Toronto stock market closes lower on falling oil prices, eurozone nervousness

TORONTO – The Toronto stock market gave up a solid advance to close lower as energy stocks retreated on a sign of falling demand and concerns about potential fallout from the worsening debt crisis in Europe.

The resource-intensive S&P/TSX composite index gave up a gain of about 80 points to inch up 0.58 of a point to 11,497.87, as traders focused on Spain and Italy and the higher borrowing costs both countries are facing. The TSX Venture Exchange lost 25.83 points to 1,243.88.

The Canadian dollar ticked 0.24 of a cent higher to 97.16 cents US.

U.S. markets were lower as data for May showed retail sales dropped by 0.2 per cent. But most of the weakness was focused in a drop in gasoline prices.

The Dow Jones industrials closed down 77.42 points to 12,496.38, the Nasdaq composite index slipped 24.46 points to 2,818.61 and the S&P 500 index lost 9.3 points to 1,314.88.

The TSX had earlier rallied for a second day, on top of a rise of more than one per cent last week.

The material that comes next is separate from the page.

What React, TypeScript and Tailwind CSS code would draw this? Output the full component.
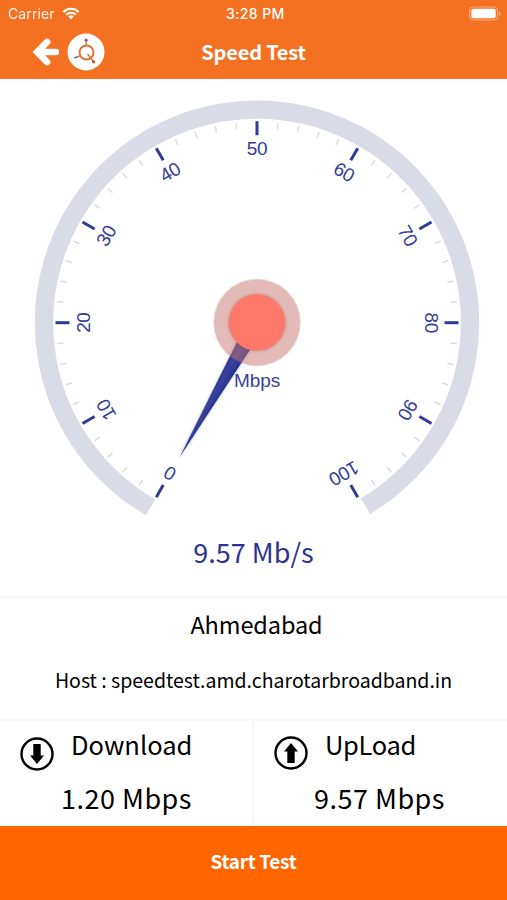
import React from "react";

const MAJOR = [0, 10, 20, 30, 40, 50, 60, 70, 80, 90, 100];
const MINOR = Array.from({ length: 51 }, (_, i) => i).filter((i) => i % 5 !== 0);

const StatusBar = () => {
  return (
    <div className="relative flex h-[27px] items-center justify-between pl-2 pr-[6px] font-['Inter',sans-serif] text-sm text-white">
      <div className="flex items-center gap-[7px]">
        <span className="text-[14px] tracking-[0.1px] opacity-90">Carrier</span>
        <svg width="18" height="13" viewBox="0 0 18 13" fill="none" stroke="white">
          <path d="M1.4 4.9a10.8 10.8 0 0 1 15.2 0" strokeWidth="2.1" />
          <path d="M4.2 7.7a6.8 6.8 0 0 1 9.6 0" strokeWidth="2" />
          <path d="M9 12.2 6.4 9.6a3.7 3.7 0 0 1 5.2 0z" fill="white" stroke="none" />
        </svg>
      </div>
      <span className="absolute left-[226px] top-1/2 -translate-y-1/2 whitespace-nowrap text-[14px] font-medium tracking-[0.4px]">
        3:28 PM
      </span>
      <svg width="33" height="15" viewBox="0 0 33 15">
        <rect x="1.5" y="1" width="28" height="13" rx="3.5" fill="none" stroke="white" strokeOpacity="0.45" />
        <rect x="3.3" y="2.8" width="24.4" height="9.4" rx="1.8" fill="white" />
        <path d="M31 5.2v4.6c1-.5 1.5-1.3 1.5-2.3s-.5-1.8-1.5-2.3z" fill="white" fillOpacity="0.5" />
      </svg>
    </div>
  );
};

const Logo = () => {
  return (
    <svg width="38" height="38" viewBox="0 0 38 38">
      <circle cx="19" cy="19" r="18.5" fill="white" />
      <g fill="none" stroke="#d9793a">
        <circle cx="19.5" cy="19.5" r="7" strokeWidth="2" />
        <path d="M19.2 8v4M14 22.5l-4 1.5M20.5 21l6 7.5" strokeWidth="1.4" />
      </g>
      <circle cx="19.2" cy="7.2" r="1.4" fill="#c4315c" />
      <circle cx="26.5" cy="28.8" r="1.7" fill="#c05a2e" />
      <path d="M7.3 25l3-1.2" stroke="#6068b5" strokeWidth="1.7" />
    </svg>
  );
};

const Navbar = () => {
  return (
    <div className="relative flex h-[52px] items-center pb-[2px] pl-8">
      <svg width="27" height="28" viewBox="0 0 27 28" fill="white">
        <path d="M0.5 14 12.6 1.8a3.3 3.3 0 0 1 4.9 4.5L13 10.700h11a3.200 3.200 0 0 1 0 6.600H13l4.500 4.400a3.300 3.300 0 0 1-4.900 4.500z" />
      </svg>
      <div className="ml-2 h-[38px]">
        <Logo />
      </div>
      <h1 className="absolute left-1/2 top-[9px] -translate-x-1/2 whitespace-nowrap text-[20px] font-bold leading-8 tracking-[-0.2px] text-white">
        Speed Test
      </h1>
    </div>
  );
};

const Gauge = () => {
  return (
    <svg className="block" width="507" height="454" viewBox="0 79 507 454">
      <defs>
        <linearGradient id="needle" gradientUnits="userSpaceOnUse" x1="212" y1="385" x2="224" y2="392">
          <stop offset="0" stopColor="#28328c" />
          <stop offset="0.45" stopColor="#3a429c" />
          <stop offset="1" stopColor="#1f3093" />
        </linearGradient>
        <filter id="glow" x="-30%" y="-30%" width="160%" height="160%">
          <feDropShadow dx="0" dy="0" stdDeviation="1.6" floodColor="#554" floodOpacity="0.45" />
        </filter>
      </defs>
      <g transform="translate(257 322.7)">
        <path d="M-106.5 184.46A213 213 0 1 1 108.4 183.35" fill="none" stroke="#d9dce7" strokeWidth="18.3" />
        {/* TICKS */}
        {MINOR.map((i) => (
          <path key={i} d="M0-201V-194.5" stroke="#dcdcdc" strokeWidth="1.5" transform={`rotate(${-150 + i * 6})`} />
        ))}
        {MAJOR.map((value) => (
          <g key={value} transform={`rotate(${-150 + value * 3})`}>
            <path d="M0-201.5V-187.5" stroke="#2f3a92" strokeWidth="3" />
            <text
              y="-167.5"
              textAnchor="middle"
              className="fill-[#343c98] font-['Liberation_Sans',Arial,sans-serif] text-[19px] tracking-[-0.4px]"
            >
              {value}
            </text>
          </g>
        ))}
      </g>
      <text
        x="257"
        y="387"
        textAnchor="middle"
        className="fill-[#3b409c] font-['Liberation_Sans',Arial,sans-serif] text-[19px] tracking-[-0.1px]"
      >
        Mbps
      </text>
      {/* NEEDLE */}
      <path d="M179.3 457.7 249 318 265 327z" fill="url(#needle)" filter="url(#glow)" />
      <circle cx="257" cy="322.5" r="43" fill="#c87570" fillOpacity="0.5" />
      <circle cx="257" cy="322.5" r="43.5" fill="none" stroke="#998" strokeOpacity="0.25" />
      <circle cx="257" cy="322.5" r="28.3" fill="#ff796a" filter="url(#glow)" />
    </svg>
  );
};

const CircleArrow = ({ up = false }: { up?: boolean }) => {
  return (
    <svg width="34" height="34" viewBox="0 0 34 34" className={up ? "rotate-180" : ""}>
      <circle cx="17" cy="17" r="15.5" fill="none" stroke="#000" strokeWidth="2.4" />
      <path d="M13.3 7h7.4v11.5h3.3L17 27l-7-8.5h3.3z" />
    </svg>
  );
};

const App = () => {
  return (
    <div className="flex h-[900px] w-[507px] flex-col overflow-hidden bg-white font-['Noto_Sans_CJK_SC',sans-serif] text-black">
      <header className="h-[79px] bg-[#f37121]">
        <StatusBar />
        <Navbar />
      </header>
      {/* GAUGE */}
      <Gauge />
      <p className="h-[62px] text-center text-[27px] leading-[38px] text-[#2e3192]">9.57 Mb/s</p>
      {/* SERVER */}
      <section className="h-[124px] border-t-4 border-[#f8f8f8] text-center">
        <h2 className="mt-[5px] pl-[6px] text-[23.5px] leading-[40px] tracking-[-0.1px]">Ahmedabad</h2>
        <p className="mt-[18px] text-[19.5px] leading-[36px]">Host : speedtest.amd.charotarbroadband.in</p>
      </section>
      {/* RESULTS */}
      <section className="grid h-[107px] grid-cols-[254px_253px] border-t-2 border-[#f8f8f8]">
        <div className="border-r-2 border-[#f8f8f8]">
          <div className="flex">
            <div className="ml-5 mt-4">
              <CircleArrow />
            </div>
            <p className="ml-[17px] mt-[3px] text-[25.5px] leading-[40px]">Download</p>
          </div>
          <p className="ml-[61px] mt-[7px] text-[27px] leading-[40px] tracking-[0.5px]">1.20 Mbps</p>
        </div>
        <div>
          <div className="flex">
            <div className="ml-5 mt-[15px]">
              <CircleArrow up />
            </div>
            <p className="ml-[17px] mt-[3px] text-[25.5px] leading-[40px] tracking-[-0.3px]">UpLoad</p>
          </div>
          <p className="ml-[60px] mt-[8px] text-[27px] leading-[40px] tracking-[0.5px]">9.57 Mbps</p>
        </div>
      </section>
      <button className="h-[74px] bg-[#ff6600] pb-[3px] text-[19px] font-bold tracking-[-0.3px] text-white">
        Start Test
      </button>
    </div>
  );
};

export default App;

Buyers have been moving cautiously to buy up stocks that were beaten down in a string of sharp declines last month that left the TSX more than 10 per cent below its 2012 highs at the end of February.

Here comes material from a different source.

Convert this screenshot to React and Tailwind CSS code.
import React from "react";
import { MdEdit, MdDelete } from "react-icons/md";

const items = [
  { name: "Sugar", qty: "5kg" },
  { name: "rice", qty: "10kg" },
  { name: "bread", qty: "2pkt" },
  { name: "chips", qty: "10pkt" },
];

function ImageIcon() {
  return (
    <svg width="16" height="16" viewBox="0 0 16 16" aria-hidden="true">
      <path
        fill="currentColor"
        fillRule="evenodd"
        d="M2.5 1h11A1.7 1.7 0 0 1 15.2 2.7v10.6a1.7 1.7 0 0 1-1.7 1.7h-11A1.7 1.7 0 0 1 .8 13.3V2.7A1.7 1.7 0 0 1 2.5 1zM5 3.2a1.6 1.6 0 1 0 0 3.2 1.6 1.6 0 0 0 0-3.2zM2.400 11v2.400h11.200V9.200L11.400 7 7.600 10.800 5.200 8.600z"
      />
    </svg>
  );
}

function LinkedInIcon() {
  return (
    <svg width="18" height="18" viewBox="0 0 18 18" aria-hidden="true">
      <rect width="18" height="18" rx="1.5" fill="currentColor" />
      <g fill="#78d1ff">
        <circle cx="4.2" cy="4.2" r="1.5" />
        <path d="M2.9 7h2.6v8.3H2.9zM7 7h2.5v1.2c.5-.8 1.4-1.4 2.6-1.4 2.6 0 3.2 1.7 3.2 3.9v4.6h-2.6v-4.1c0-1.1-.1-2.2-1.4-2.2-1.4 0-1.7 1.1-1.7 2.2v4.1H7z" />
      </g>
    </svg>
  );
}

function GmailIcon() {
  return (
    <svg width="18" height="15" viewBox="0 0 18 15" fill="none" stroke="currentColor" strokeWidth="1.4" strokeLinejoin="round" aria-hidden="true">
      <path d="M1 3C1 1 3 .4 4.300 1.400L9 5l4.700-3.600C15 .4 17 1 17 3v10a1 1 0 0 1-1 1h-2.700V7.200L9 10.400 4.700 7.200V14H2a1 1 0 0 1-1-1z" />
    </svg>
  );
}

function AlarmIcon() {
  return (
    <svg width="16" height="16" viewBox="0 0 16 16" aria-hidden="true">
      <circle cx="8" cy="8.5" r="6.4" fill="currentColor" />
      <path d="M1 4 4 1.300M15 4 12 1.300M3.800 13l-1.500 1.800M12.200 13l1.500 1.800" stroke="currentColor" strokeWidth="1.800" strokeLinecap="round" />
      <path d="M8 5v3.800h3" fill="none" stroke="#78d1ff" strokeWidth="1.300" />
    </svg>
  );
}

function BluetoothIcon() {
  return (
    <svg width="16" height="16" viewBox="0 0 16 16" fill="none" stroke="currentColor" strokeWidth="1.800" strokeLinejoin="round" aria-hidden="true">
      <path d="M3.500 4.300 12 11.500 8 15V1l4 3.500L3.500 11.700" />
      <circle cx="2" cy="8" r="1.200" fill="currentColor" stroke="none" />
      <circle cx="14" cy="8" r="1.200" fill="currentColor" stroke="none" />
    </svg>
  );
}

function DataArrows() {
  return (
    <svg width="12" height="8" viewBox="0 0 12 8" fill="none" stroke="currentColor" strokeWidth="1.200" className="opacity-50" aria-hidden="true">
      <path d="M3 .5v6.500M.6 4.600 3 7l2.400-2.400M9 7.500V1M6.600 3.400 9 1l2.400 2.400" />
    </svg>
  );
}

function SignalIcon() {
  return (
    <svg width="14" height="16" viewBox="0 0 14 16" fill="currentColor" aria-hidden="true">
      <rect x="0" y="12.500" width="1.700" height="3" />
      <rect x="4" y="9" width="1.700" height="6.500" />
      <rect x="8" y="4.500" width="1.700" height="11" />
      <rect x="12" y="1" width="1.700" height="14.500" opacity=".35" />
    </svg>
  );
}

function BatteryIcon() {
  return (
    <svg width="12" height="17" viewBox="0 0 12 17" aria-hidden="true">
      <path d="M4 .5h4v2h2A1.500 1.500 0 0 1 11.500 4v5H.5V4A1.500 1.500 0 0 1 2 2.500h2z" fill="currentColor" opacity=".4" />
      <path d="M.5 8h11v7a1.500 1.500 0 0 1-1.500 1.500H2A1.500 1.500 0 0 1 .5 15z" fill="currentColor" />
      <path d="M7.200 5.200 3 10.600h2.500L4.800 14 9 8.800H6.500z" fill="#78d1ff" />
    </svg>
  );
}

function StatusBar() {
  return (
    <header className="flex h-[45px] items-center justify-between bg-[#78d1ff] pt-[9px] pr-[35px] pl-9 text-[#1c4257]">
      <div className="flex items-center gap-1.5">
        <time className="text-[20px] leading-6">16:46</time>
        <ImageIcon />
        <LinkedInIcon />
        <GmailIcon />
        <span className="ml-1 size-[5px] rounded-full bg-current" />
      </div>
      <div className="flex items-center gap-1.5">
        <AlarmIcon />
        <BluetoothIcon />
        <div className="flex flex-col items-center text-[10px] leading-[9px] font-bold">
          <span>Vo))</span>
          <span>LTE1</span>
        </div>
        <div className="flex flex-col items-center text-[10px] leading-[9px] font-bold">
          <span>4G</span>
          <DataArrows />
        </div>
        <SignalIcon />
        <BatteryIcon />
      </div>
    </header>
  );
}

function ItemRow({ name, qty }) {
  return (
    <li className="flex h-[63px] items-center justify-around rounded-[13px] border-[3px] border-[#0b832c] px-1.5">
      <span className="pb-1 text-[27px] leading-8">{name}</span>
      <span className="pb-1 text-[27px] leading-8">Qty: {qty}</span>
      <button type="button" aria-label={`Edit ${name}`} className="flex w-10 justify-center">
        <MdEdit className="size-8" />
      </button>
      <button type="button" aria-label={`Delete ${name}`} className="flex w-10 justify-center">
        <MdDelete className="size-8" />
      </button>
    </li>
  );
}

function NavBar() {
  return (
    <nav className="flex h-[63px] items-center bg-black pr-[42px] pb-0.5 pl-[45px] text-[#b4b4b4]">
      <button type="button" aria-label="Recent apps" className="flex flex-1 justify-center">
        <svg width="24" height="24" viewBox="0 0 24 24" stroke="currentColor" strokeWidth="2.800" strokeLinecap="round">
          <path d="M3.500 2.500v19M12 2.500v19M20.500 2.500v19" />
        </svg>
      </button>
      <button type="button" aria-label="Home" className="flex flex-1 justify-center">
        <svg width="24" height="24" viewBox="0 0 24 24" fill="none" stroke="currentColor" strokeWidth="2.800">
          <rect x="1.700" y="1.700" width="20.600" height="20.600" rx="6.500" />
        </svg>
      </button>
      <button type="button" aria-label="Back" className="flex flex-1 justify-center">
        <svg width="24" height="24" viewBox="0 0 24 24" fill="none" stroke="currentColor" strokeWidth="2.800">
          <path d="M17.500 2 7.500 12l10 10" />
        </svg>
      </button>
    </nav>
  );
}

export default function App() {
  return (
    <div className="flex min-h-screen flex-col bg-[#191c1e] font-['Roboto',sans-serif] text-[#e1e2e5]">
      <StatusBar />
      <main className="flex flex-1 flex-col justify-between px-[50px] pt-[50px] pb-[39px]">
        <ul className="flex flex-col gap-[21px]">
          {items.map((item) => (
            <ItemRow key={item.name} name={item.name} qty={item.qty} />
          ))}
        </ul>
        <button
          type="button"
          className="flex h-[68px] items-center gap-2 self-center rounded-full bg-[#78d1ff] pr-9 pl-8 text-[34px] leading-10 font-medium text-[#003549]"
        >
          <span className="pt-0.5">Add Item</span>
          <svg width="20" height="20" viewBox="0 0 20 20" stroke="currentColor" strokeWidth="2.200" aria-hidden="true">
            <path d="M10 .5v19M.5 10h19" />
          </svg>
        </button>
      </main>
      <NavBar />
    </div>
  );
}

But losses in the energy sector piled up during the afternoon as the July crude contract on the New York Mercantile Exchange closed down 70 cents at US$82.62 a barrel on demand concerns. Data released Wednesday morning showed a drop in inventories of about 200,000 barrels last week, far below the two million that analysts had expected.

The sector lost 1.11 per cent and Canadian Natural Resources (TSX:CNQ) shed 54 cents to C$27.12.

Oil and gas producer Enerplus Corp. (TSX:ERF) cut its dividend in half on Tuesday to a monthly payment of nine cents per share from 18 cents amid weaker oil and natural gas prices. Its stock gave back 51 cents to $13.01.

The telecom sector was also a major decliner, down about one per cent with Rogers Communications (TSX:RCI.B) down 27 cents to $35.07.

The base metals group shed early losses and moved up two per cent with July copper unchanged at US$3.34 a pound. Teck Resources (TSX:TCK.B) rose 51 cents to C$32.32.

The financial sector gained about 0.6 per cent with TD Bank (TSX:TD) ahead 90 cents to $79.

The gold sector rose about 0.2 per cent as bullion prices gained $5.60 to US$1,619.40 an ounce. Goldcorp Inc. (TSX:G) gained 77 cents to C$41.23.

Eurozone debt worries were in focus as traders worry that the €100 billion being made available to Spain to aid its banks will just add to the government’s already considerable debts and perhaps force it to seek its own sovereign bailout.

“It has been nothing from day one out of Europe where it hasn’t been a reactionary response,” said Chris Kuflik, investment adviser with ScotiaMcLeod in Montreal, adding that it is mildly encouraging the eurozone is taking some necessary steps.

“They have to solve the problem once and for all and it’s going to take some hard decisions. They have to, at some point, provide some sort of a guarantee, like what the U.S. did where they upped the limits of depositor guarantee so that there wasn’t money flooding out of the banks.”

The lack of confidence has been expressed in bond markets where Spain has been forced to pay higher yields to attract buyers for its debt. The yield on Spain’s benchmark 10-year bond had hit a euro-era high of 6.72 per cent but dropped slightly Wednesday.

The spike in the yield followed a Fitch Ratings downgrade of 18 Spanish banks, predicting the weakness of the Spanish economy would continue having a negative effect on business.

Spanish contagion has spread to other heavily-indebted countries. Italy paid 3.972 per cent interest rates — up from 2.34 per cent last month — to sell €6.5 billion in 12-month paper. The bond auction enjoyed strong demand. The sale was a warm-up for Thursday’s weightier longer-term paper auction.

Investors are also nervously awaiting Greek elections on Sunday when a party that’s threatening to renege on the country’s bailout terms could come away the big winner. That might force Greece out of the eurozone, causing upheaval in currency markets.

On the earnings front, discount retailer Dollarama Inc. (TSX:DOL) said its first-quarter profit rose 40 per cent to $42.6 million or 56 cents a share, which beat estimates by six cents. The Montreal-based company’s revenue for the 13 weeks ended April 29 was just under $398 million, up 15 per cent from the comparable period last year and its shares ran ahead $3.74 or 6.58 per cent to $60.61 after earlier hitting an all time high of $61.23.

Elsewhere, shares in logistics software company Descartes Systems Group (TSX:DSG) rose 25 cents to $8.46 after it said Wednesday it has signed a deal to buy Integrated Export Systems, Ltd. and IES Asia Ltd. for US$35 million in cash.